Quote all lines below exactly. Images stay out.

**Information shown**
------------
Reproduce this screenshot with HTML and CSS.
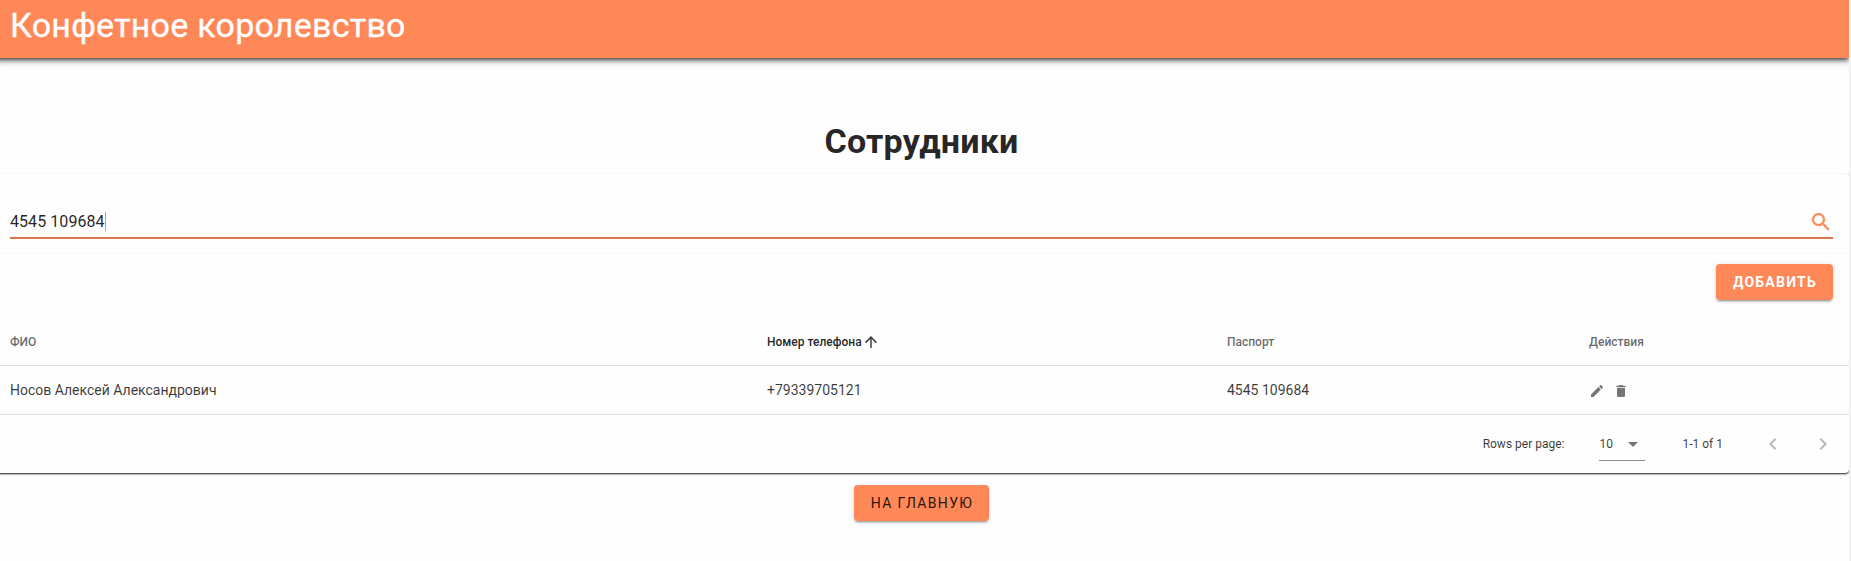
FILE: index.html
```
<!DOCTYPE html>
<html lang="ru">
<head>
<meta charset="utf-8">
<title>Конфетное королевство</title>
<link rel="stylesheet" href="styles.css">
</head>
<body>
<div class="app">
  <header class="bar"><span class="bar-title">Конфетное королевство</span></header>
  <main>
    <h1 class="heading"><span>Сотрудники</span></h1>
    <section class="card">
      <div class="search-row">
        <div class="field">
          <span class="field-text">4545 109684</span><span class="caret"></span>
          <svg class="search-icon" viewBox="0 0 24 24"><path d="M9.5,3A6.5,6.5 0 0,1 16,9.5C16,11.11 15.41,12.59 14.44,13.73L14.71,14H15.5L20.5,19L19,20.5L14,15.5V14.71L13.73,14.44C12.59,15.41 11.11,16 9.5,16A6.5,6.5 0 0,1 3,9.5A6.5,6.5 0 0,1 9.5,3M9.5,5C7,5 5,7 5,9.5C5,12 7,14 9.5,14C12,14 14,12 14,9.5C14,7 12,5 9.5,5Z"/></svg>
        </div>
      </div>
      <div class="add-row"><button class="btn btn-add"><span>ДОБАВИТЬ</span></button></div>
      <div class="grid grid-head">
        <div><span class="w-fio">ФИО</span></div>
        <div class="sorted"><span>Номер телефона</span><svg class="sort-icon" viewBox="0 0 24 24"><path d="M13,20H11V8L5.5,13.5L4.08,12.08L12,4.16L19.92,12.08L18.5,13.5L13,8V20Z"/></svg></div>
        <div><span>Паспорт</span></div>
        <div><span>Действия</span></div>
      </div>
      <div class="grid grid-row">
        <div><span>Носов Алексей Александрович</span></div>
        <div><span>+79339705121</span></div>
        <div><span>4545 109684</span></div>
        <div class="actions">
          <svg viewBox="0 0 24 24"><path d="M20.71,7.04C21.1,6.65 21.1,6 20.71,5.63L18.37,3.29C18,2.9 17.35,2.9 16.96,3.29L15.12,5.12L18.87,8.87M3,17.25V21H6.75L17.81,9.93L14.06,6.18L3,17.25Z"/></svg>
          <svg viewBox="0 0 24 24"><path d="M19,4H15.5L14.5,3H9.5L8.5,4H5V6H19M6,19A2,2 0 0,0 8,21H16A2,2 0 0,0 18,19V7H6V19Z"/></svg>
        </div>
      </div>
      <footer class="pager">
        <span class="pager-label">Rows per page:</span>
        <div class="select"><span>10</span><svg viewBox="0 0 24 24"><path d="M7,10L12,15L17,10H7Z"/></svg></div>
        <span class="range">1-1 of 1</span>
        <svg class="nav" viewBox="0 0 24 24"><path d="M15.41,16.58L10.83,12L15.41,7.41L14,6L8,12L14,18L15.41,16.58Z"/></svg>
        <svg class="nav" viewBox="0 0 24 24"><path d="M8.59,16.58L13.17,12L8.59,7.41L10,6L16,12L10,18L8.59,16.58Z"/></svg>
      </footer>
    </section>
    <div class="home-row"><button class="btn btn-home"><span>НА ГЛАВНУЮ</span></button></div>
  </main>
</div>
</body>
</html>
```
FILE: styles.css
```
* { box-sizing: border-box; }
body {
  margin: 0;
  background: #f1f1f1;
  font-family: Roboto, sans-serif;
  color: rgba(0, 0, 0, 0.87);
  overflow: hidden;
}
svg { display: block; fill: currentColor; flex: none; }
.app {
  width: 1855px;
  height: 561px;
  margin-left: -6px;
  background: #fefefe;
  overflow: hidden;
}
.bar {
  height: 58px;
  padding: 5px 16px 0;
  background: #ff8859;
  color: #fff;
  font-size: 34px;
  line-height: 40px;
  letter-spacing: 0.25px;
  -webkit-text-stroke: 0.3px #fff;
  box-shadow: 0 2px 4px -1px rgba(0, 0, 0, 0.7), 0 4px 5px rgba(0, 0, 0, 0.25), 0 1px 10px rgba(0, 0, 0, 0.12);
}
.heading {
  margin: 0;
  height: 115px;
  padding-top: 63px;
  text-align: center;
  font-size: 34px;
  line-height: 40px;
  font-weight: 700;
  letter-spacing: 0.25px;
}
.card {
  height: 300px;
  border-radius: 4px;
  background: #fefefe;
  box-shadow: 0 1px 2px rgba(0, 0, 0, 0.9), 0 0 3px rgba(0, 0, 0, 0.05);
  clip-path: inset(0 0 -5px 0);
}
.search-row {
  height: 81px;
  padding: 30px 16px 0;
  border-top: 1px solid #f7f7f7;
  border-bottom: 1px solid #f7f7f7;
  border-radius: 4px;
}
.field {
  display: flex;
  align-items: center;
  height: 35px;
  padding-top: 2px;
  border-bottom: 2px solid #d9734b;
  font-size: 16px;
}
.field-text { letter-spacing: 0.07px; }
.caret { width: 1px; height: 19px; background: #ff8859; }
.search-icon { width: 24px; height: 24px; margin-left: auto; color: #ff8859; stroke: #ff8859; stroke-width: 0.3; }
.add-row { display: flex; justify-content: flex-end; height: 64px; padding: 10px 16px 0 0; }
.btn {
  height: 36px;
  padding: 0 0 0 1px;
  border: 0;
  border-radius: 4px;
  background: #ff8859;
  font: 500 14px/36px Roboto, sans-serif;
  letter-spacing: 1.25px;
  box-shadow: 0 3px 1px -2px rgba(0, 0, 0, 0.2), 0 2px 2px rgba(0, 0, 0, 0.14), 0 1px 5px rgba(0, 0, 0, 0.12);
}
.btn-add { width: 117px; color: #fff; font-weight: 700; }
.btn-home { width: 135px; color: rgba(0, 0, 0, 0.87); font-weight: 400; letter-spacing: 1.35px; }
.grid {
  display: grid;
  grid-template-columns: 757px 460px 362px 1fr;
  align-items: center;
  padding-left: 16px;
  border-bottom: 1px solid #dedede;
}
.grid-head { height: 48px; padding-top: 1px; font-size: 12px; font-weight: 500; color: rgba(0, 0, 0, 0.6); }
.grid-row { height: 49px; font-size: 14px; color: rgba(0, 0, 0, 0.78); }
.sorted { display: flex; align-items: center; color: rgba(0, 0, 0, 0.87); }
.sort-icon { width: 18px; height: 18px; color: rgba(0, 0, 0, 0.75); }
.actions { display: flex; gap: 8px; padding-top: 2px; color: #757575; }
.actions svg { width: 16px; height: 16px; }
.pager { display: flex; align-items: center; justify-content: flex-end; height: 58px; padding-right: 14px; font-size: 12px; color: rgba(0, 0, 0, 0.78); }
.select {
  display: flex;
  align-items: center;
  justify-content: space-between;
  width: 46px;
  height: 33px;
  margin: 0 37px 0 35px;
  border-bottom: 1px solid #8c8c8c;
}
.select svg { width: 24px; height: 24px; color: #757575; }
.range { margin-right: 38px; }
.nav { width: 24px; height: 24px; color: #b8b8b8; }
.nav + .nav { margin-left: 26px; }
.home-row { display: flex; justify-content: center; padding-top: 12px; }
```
------------
**Completed exercise**
Reproduce this screenshot with HTML and CSS.
FILE: index.html
```
<!DOCTYPE html>
<html lang="ru">
<head>
<meta charset="utf-8">
<title>Конфетное королевство</title>
<link rel="stylesheet" href="styles.css">
</head>
<body>
<div class="app">
  <header class="bar"><span class="bar-title">Конфетное королевство</span></header>
  <main>
    <h1 class="heading"><span>Сотрудники</span></h1>
    <section class="card">
      <div class="search-row">
        <div class="field">
          <span class="field-text">4545 109684</span><span class="caret"></span>
          <svg class="search-icon" viewBox="0 0 24 24"><path d="M9.5,3A6.5,6.5 0 0,1 16,9.5C16,11.11 15.41,12.59 14.44,13.73L14.71,14H15.5L20.5,19L19,20.5L14,15.5V14.71L13.73,14.44C12.59,15.41 11.11,16 9.5,16A6.5,6.5 0 0,1 3,9.5A6.5,6.5 0 0,1 9.5,3M9.5,5C7,5 5,7 5,9.5C5,12 7,14 9.5,14C12,14 14,12 14,9.5C14,7 12,5 9.5,5Z"/></svg>
        </div>
      </div>
      <div class="add-row"><button class="btn btn-add"><span>ДОБАВИТЬ</span></button></div>
      <div class="grid grid-head">
        <div><span class="w-fio">ФИО</span></div>
        <div class="sorted"><span>Номер телефона</span><svg class="sort-icon" viewBox="0 0 24 24"><path d="M13,20H11V8L5.5,13.5L4.08,12.08L12,4.16L19.92,12.08L18.5,13.5L13,8V20Z"/></svg></div>
        <div><span>Паспорт</span></div>
        <div><span>Действия</span></div>
      </div>
      <div class="grid grid-row">
        <div><span>Носов Алексей Александрович</span></div>
        <div><span>+79339705121</span></div>
        <div><span>4545 109684</span></div>
        <div class="actions">
          <svg viewBox="0 0 24 24"><path d="M20.71,7.04C21.1,6.65 21.1,6 20.71,5.63L18.37,3.29C18,2.9 17.35,2.9 16.96,3.29L15.12,5.12L18.87,8.87M3,17.25V21H6.75L17.81,9.93L14.06,6.18L3,17.25Z"/></svg>
          <svg viewBox="0 0 24 24"><path d="M19,4H15.5L14.5,3H9.5L8.5,4H5V6H19M6,19A2,2 0 0,0 8,21H16A2,2 0 0,0 18,19V7H6V19Z"/></svg>
        </div>
      </div>
      <footer class="pager">
        <span class="pager-label">Rows per page:</span>
        <div class="select"><span>10</span><svg viewBox="0 0 24 24"><path d="M7,10L12,15L17,10H7Z"/></svg></div>
        <span class="range">1-1 of 1</span>
        <svg class="nav" viewBox="0 0 24 24"><path d="M15.41,16.58L10.83,12L15.41,7.41L14,6L8,12L14,18L15.41,16.58Z"/></svg>
        <svg class="nav" viewBox="0 0 24 24"><path d="M8.59,16.58L13.17,12L8.59,7.41L10,6L16,12L10,18L8.59,16.58Z"/></svg>
      </footer>
    </section>
    <div class="home-row"><button class="btn btn-home"><span>НА ГЛАВНУЮ</span></button></div>
  </main>
</div>
</body>
</html>
```
FILE: styles.css
```
* { box-sizing: border-box; }
body {
  margin: 0;
  background: #f1f1f1;
  font-family: Roboto, sans-serif;
  color: rgba(0, 0, 0, 0.87);
  overflow: hidden;
}
svg { display: block; fill: currentColor; flex: none; }
.app {
  width: 1855px;
  height: 561px;
  margin-left: -6px;
  background: #fefefe;
  overflow: hidden;
}
.bar {
  height: 58px;
  padding: 5px 16px 0;
  background: #ff8859;
  color: #fff;
  font-size: 34px;
  line-height: 40px;
  letter-spacing: 0.25px;
  -webkit-text-stroke: 0.3px #fff;
  box-shadow: 0 2px 4px -1px rgba(0, 0, 0, 0.7), 0 4px 5px rgba(0, 0, 0, 0.25), 0 1px 10px rgba(0, 0, 0, 0.12);
}
.heading {
  margin: 0;
  height: 115px;
  padding-top: 63px;
  text-align: center;
  font-size: 34px;
  line-height: 40px;
  font-weight: 700;
  letter-spacing: 0.25px;
}
.card {
  height: 300px;
  border-radius: 4px;
  background: #fefefe;
  box-shadow: 0 1px 2px rgba(0, 0, 0, 0.9), 0 0 3px rgba(0, 0, 0, 0.05);
  clip-path: inset(0 0 -5px 0);
}
.search-row {
  height: 81px;
  padding: 30px 16px 0;
  border-top: 1px solid #f7f7f7;
  border-bottom: 1px solid #f7f7f7;
  border-radius: 4px;
}
.field {
  display: flex;
  align-items: center;
  height: 35px;
  padding-top: 2px;
  border-bottom: 2px solid #d9734b;
  font-size: 16px;
}
.field-text { letter-spacing: 0.07px; }
.caret { width: 1px; height: 19px; background: #ff8859; }
.search-icon { width: 24px; height: 24px; margin-left: auto; color: #ff8859; stroke: #ff8859; stroke-width: 0.3; }
.add-row { display: flex; justify-content: flex-end; height: 64px; padding: 10px 16px 0 0; }
.btn {
  height: 36px;
  padding: 0 0 0 1px;
  border: 0;
  border-radius: 4px;
  background: #ff8859;
  font: 500 14px/36px Roboto, sans-serif;
  letter-spacing: 1.25px;
  box-shadow: 0 3px 1px -2px rgba(0, 0, 0, 0.2), 0 2px 2px rgba(0, 0, 0, 0.14), 0 1px 5px rgba(0, 0, 0, 0.12);
}
.btn-add { width: 117px; color: #fff; font-weight: 700; }
.btn-home { width: 135px; color: rgba(0, 0, 0, 0.87); font-weight: 400; letter-spacing: 1.35px; }
.grid {
  display: grid;
  grid-template-columns: 757px 460px 362px 1fr;
  align-items: center;
  padding-left: 16px;
  border-bottom: 1px solid #dedede;
}
.grid-head { height: 48px; padding-top: 1px; font-size: 12px; font-weight: 500; color: rgba(0, 0, 0, 0.6); }
.grid-row { height: 49px; font-size: 14px; color: rgba(0, 0, 0, 0.78); }
.sorted { display: flex; align-items: center; color: rgba(0, 0, 0, 0.87); }
.sort-icon { width: 18px; height: 18px; color: rgba(0, 0, 0, 0.75); }
.actions { display: flex; gap: 8px; padding-top: 2px; color: #757575; }
.actions svg { width: 16px; height: 16px; }
.pager { display: flex; align-items: center; justify-content: flex-end; height: 58px; padding-right: 14px; font-size: 12px; color: rgba(0, 0, 0, 0.78); }
.select {
  display: flex;
  align-items: center;
  justify-content: space-between;
  width: 46px;
  height: 33px;
  margin: 0 37px 0 35px;
  border-bottom: 1px solid #8c8c8c;
}
.select svg { width: 24px; height: 24px; color: #757575; }
.range { margin-right: 38px; }
.nav { width: 24px; height: 24px; color: #b8b8b8; }
.nav + .nav { margin-left: 26px; }
.home-row { display: flex; justify-content: center; padding-top: 12px; }
```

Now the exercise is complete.